## DATA SUPPLIED

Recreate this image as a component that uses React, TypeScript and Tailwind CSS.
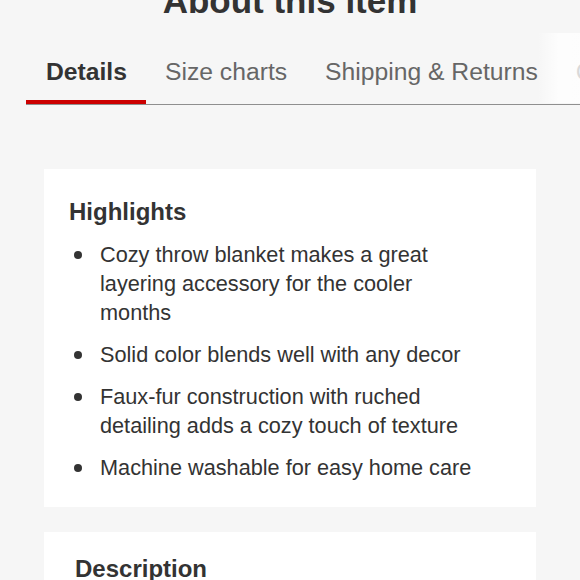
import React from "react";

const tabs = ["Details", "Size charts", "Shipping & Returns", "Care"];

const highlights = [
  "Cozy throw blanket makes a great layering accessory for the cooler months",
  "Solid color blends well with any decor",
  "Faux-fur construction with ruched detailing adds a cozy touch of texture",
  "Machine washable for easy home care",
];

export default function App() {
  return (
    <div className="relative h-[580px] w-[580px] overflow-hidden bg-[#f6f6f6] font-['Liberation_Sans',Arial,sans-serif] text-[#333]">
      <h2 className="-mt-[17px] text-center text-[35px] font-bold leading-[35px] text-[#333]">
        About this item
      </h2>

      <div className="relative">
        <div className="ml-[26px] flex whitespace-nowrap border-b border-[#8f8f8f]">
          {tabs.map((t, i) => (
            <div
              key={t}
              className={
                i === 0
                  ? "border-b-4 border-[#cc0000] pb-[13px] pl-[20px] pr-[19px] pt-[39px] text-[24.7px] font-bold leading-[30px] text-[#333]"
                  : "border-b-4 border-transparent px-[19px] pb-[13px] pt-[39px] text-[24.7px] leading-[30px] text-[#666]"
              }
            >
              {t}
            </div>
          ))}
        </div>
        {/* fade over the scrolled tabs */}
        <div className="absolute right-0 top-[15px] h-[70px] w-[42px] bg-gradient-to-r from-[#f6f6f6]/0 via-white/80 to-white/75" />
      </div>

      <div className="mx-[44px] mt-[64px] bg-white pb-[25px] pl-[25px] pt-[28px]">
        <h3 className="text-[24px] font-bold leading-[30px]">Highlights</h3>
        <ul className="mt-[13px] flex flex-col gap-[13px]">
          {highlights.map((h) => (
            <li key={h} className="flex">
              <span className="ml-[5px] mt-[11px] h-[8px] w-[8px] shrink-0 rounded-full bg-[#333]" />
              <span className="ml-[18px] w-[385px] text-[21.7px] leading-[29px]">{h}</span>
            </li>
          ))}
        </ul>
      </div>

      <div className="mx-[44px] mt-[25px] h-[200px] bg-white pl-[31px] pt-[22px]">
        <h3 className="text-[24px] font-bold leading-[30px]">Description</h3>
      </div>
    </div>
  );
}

---

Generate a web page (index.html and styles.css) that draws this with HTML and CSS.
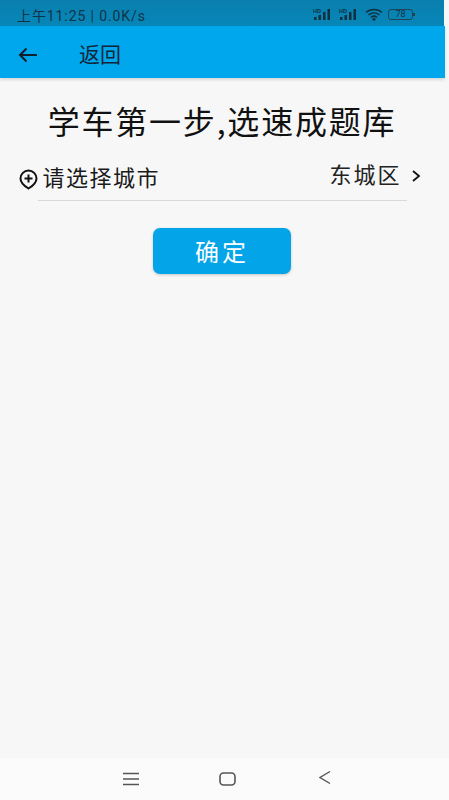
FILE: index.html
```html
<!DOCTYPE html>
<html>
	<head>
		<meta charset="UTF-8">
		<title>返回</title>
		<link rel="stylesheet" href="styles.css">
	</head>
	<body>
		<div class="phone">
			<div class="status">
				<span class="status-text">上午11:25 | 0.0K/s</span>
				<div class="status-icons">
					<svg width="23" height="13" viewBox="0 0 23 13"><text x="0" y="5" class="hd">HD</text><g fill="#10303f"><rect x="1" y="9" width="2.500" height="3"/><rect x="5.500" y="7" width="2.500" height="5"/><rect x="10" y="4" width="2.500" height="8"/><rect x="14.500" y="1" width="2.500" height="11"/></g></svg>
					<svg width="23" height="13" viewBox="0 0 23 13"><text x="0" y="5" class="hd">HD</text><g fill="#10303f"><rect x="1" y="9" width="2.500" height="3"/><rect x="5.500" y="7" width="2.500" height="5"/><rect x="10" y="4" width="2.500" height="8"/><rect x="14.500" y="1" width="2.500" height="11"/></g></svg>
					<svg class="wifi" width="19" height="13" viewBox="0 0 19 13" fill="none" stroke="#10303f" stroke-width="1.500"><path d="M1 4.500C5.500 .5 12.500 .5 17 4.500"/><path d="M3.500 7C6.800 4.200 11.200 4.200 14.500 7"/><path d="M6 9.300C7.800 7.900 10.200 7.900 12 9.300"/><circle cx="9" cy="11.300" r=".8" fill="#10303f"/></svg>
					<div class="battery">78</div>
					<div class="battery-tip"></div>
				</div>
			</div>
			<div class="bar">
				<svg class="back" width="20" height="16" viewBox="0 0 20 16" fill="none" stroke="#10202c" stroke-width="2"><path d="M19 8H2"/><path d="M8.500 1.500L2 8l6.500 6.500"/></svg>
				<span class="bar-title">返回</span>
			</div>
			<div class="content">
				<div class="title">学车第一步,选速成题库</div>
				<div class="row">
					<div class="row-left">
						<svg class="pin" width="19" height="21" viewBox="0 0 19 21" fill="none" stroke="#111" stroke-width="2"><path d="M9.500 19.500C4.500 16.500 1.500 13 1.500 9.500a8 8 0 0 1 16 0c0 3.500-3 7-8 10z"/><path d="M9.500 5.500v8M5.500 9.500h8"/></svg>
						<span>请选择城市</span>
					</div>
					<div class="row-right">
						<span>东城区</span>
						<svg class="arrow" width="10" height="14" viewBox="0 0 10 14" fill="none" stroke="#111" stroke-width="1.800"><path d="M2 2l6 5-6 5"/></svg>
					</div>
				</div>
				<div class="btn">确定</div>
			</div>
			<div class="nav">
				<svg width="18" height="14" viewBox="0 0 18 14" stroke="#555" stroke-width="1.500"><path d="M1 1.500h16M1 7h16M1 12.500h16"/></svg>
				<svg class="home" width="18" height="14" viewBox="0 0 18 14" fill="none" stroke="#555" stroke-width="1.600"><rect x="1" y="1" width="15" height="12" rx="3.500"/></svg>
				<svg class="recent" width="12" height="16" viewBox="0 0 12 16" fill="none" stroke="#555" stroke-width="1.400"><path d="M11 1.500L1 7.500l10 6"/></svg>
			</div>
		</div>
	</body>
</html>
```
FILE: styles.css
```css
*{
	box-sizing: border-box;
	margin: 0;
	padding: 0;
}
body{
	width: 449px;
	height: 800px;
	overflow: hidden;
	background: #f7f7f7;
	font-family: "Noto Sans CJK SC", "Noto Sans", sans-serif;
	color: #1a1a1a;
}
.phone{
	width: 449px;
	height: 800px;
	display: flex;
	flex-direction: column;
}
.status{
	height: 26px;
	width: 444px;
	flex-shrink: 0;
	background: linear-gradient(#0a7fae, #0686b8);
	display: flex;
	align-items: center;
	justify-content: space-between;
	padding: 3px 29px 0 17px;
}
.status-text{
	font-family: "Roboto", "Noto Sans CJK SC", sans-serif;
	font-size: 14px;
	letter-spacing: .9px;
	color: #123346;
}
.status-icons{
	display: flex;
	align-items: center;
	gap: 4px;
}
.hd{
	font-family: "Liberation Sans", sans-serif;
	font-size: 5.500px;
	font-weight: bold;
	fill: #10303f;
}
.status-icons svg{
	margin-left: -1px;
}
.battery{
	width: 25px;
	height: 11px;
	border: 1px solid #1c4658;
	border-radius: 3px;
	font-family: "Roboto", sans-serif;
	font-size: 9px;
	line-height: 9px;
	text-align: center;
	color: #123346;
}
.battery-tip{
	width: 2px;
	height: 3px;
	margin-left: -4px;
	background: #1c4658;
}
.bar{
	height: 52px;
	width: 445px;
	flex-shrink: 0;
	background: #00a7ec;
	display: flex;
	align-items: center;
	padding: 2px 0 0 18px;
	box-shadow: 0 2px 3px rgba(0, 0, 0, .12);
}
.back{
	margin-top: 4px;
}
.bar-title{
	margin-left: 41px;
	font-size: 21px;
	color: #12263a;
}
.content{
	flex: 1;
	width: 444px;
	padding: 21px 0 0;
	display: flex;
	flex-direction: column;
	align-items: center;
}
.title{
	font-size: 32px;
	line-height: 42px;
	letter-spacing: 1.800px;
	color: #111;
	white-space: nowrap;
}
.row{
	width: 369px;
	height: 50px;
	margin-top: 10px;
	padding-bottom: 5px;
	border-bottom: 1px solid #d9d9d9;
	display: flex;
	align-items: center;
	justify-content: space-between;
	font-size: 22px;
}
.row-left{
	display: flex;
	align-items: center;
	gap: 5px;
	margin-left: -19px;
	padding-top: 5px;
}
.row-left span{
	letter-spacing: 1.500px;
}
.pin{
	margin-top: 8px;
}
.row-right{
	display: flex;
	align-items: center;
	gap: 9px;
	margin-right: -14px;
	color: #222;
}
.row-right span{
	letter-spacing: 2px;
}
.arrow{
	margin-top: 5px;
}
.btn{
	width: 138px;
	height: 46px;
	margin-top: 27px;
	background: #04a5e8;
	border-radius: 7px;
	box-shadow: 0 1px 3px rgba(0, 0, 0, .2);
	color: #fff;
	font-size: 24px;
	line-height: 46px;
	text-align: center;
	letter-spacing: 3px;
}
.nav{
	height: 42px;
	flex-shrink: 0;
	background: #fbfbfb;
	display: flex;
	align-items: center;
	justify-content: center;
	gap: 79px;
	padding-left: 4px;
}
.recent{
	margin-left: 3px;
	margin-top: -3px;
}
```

## YOUR GOAL
Return every line in the listing that contains the word "React".

## FINAL RESULT
Recreate this image as a component that uses React, TypeScript and Tailwind CSS.
import React from "react";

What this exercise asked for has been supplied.